▼

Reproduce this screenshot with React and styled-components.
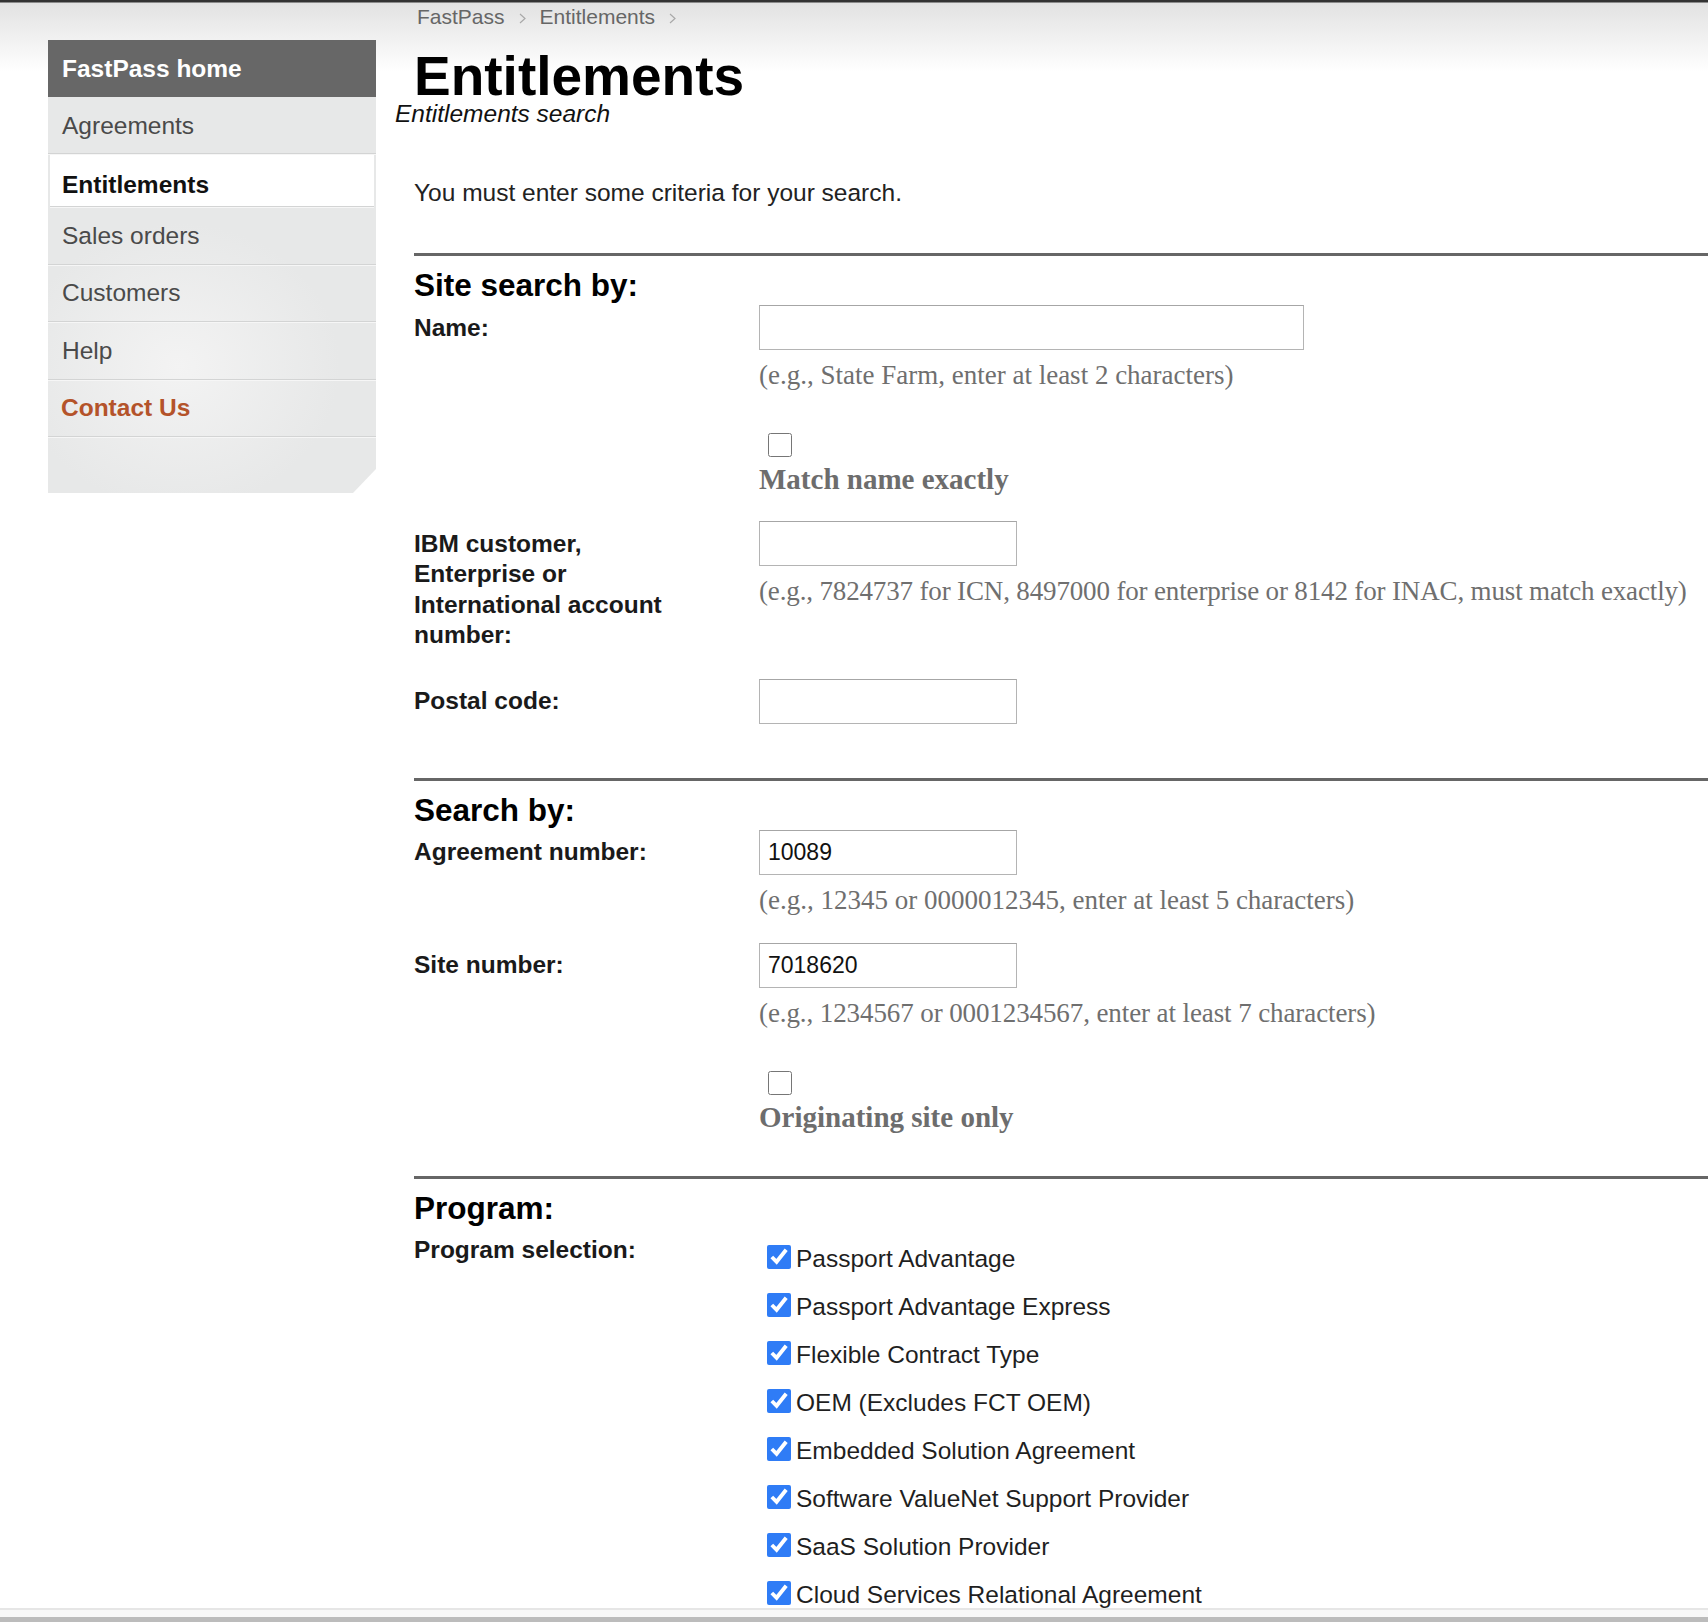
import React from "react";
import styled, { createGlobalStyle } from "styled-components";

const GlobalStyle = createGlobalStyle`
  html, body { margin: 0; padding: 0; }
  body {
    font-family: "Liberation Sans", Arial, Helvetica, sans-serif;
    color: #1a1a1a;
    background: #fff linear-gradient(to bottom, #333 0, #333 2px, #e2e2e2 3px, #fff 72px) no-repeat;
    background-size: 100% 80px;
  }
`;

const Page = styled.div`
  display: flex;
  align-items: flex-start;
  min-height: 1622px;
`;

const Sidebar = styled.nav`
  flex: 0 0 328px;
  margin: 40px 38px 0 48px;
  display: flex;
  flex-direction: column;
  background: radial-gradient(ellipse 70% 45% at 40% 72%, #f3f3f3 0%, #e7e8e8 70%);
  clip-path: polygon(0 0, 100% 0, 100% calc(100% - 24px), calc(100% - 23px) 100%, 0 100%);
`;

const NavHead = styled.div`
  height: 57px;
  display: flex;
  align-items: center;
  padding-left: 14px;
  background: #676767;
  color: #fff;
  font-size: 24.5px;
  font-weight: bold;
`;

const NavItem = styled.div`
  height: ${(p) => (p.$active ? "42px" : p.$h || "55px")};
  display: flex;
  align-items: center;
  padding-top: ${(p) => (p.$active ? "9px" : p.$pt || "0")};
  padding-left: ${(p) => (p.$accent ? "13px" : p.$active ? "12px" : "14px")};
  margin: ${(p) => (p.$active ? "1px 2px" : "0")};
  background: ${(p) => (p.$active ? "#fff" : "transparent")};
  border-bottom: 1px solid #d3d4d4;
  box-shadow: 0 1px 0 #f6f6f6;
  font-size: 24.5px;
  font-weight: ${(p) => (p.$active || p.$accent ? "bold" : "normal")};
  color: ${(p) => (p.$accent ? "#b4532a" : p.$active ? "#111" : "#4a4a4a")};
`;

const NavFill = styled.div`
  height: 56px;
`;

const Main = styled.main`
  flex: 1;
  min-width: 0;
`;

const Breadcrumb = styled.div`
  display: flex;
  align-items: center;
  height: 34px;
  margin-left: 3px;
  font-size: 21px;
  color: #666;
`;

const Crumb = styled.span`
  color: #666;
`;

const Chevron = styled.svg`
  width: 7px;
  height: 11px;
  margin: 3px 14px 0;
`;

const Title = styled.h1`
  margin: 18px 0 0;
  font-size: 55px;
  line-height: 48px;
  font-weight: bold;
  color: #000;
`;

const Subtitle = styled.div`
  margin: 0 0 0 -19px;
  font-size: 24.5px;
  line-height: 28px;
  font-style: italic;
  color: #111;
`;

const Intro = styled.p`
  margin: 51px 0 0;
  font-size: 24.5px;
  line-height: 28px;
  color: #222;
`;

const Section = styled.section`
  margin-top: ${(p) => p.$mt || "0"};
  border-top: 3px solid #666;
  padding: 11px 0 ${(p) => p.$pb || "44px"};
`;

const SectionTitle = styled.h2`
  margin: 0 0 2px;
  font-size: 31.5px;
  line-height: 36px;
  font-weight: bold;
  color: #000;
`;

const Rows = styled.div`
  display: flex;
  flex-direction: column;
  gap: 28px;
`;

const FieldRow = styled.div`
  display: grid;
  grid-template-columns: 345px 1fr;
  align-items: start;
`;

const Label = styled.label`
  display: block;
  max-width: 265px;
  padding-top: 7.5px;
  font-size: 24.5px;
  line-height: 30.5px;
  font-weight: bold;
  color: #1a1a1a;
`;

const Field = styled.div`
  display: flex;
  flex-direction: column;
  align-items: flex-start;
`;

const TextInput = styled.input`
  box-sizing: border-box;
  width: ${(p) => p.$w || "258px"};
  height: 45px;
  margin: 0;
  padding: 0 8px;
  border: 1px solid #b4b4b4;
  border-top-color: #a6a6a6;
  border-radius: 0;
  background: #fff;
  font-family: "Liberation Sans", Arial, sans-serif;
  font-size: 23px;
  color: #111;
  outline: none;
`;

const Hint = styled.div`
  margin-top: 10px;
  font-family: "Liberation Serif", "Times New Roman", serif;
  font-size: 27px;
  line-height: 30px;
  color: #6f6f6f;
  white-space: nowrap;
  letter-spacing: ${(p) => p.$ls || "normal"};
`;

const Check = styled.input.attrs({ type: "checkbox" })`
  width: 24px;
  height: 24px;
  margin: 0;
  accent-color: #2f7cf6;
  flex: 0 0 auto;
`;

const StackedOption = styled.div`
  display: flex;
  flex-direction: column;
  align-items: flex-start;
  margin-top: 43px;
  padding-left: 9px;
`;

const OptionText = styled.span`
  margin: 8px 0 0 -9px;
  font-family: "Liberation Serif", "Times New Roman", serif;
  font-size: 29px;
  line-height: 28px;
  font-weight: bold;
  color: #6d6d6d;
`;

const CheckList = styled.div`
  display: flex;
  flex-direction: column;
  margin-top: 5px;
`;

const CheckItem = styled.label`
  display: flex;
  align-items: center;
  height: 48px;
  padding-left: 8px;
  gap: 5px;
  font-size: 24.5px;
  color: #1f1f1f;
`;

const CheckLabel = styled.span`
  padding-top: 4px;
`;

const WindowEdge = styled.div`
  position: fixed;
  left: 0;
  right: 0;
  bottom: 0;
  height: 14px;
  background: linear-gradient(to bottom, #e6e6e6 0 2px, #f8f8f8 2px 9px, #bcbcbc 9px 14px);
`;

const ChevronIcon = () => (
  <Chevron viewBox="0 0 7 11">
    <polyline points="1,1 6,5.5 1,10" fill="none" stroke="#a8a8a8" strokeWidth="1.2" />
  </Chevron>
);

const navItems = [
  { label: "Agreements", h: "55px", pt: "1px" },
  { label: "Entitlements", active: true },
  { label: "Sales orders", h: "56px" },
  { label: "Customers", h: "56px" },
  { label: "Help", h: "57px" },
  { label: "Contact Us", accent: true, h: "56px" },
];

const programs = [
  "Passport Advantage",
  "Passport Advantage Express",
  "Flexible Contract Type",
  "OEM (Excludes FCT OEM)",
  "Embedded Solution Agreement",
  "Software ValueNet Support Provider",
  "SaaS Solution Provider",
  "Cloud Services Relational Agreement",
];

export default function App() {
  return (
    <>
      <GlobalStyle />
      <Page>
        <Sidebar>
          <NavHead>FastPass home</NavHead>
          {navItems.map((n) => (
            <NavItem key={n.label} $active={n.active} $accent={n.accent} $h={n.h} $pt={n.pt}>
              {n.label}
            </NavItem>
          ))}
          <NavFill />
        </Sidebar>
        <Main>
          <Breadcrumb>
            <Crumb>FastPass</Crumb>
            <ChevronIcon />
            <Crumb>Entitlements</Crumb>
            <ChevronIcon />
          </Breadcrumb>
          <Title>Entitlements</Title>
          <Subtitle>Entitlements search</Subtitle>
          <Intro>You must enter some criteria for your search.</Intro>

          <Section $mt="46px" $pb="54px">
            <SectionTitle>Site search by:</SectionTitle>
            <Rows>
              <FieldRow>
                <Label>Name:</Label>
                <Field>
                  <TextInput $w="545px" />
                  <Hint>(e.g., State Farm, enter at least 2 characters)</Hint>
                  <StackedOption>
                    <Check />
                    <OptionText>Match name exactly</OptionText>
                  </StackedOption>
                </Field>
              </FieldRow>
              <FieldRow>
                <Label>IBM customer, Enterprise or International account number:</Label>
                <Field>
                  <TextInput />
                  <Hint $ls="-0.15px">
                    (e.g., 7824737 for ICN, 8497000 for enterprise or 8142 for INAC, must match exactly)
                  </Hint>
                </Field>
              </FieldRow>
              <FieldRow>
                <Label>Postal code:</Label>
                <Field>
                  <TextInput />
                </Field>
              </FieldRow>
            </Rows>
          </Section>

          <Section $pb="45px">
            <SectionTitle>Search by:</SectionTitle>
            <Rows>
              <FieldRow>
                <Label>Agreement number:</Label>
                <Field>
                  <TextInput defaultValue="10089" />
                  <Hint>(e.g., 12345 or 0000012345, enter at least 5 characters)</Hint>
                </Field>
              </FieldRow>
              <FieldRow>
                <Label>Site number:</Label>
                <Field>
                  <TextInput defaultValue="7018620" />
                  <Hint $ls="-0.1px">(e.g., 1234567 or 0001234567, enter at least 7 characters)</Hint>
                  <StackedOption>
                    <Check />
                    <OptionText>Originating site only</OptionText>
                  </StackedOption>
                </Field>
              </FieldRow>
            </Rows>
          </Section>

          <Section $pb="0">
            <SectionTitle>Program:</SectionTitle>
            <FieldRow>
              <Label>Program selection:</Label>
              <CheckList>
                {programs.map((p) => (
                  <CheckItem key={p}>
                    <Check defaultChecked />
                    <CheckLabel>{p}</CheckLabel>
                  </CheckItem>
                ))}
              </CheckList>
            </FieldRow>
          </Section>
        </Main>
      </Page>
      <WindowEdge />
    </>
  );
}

▲

WHAT IS ASKED: Search the data for the string "React" and copy each line where it appears.

THE ANSWER:
Reproduce this screenshot with React and styled-components.
import React from "react";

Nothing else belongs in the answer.